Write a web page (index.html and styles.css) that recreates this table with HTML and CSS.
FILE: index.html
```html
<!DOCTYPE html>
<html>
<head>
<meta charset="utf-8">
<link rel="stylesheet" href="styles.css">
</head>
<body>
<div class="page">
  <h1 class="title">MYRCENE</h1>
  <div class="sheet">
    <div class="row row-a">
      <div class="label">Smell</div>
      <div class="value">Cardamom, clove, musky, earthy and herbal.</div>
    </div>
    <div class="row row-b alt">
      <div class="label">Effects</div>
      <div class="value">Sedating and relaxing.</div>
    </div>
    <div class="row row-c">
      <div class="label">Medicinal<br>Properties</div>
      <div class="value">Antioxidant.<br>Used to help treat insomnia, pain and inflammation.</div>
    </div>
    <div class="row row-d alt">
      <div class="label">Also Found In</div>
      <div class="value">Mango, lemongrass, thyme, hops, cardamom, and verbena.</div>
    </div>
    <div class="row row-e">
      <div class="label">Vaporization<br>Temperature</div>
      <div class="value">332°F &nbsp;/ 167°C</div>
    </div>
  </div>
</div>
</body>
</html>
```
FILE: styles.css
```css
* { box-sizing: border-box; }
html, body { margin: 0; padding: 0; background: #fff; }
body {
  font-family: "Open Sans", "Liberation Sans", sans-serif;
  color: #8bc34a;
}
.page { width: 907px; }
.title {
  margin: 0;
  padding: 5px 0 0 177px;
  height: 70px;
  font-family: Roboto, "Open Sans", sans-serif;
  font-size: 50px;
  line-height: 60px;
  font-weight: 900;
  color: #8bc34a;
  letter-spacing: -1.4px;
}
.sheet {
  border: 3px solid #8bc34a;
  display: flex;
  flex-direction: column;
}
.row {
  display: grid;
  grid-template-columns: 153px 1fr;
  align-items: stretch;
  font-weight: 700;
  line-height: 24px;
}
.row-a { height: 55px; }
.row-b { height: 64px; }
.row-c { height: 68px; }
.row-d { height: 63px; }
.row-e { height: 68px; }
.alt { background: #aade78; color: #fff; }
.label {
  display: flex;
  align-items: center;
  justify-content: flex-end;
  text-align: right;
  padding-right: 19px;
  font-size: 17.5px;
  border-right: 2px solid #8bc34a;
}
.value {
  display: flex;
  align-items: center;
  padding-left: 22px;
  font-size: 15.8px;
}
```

▶ **WHAT IS REQUIRED**
Find every line above that contains the word "styles", and return each one.

▶ **TASK ANSWER**
Write a web page (index.html and styles.css) that recreates this table with HTML and CSS.
<link rel="stylesheet" href="styles.css">
FILE: styles.css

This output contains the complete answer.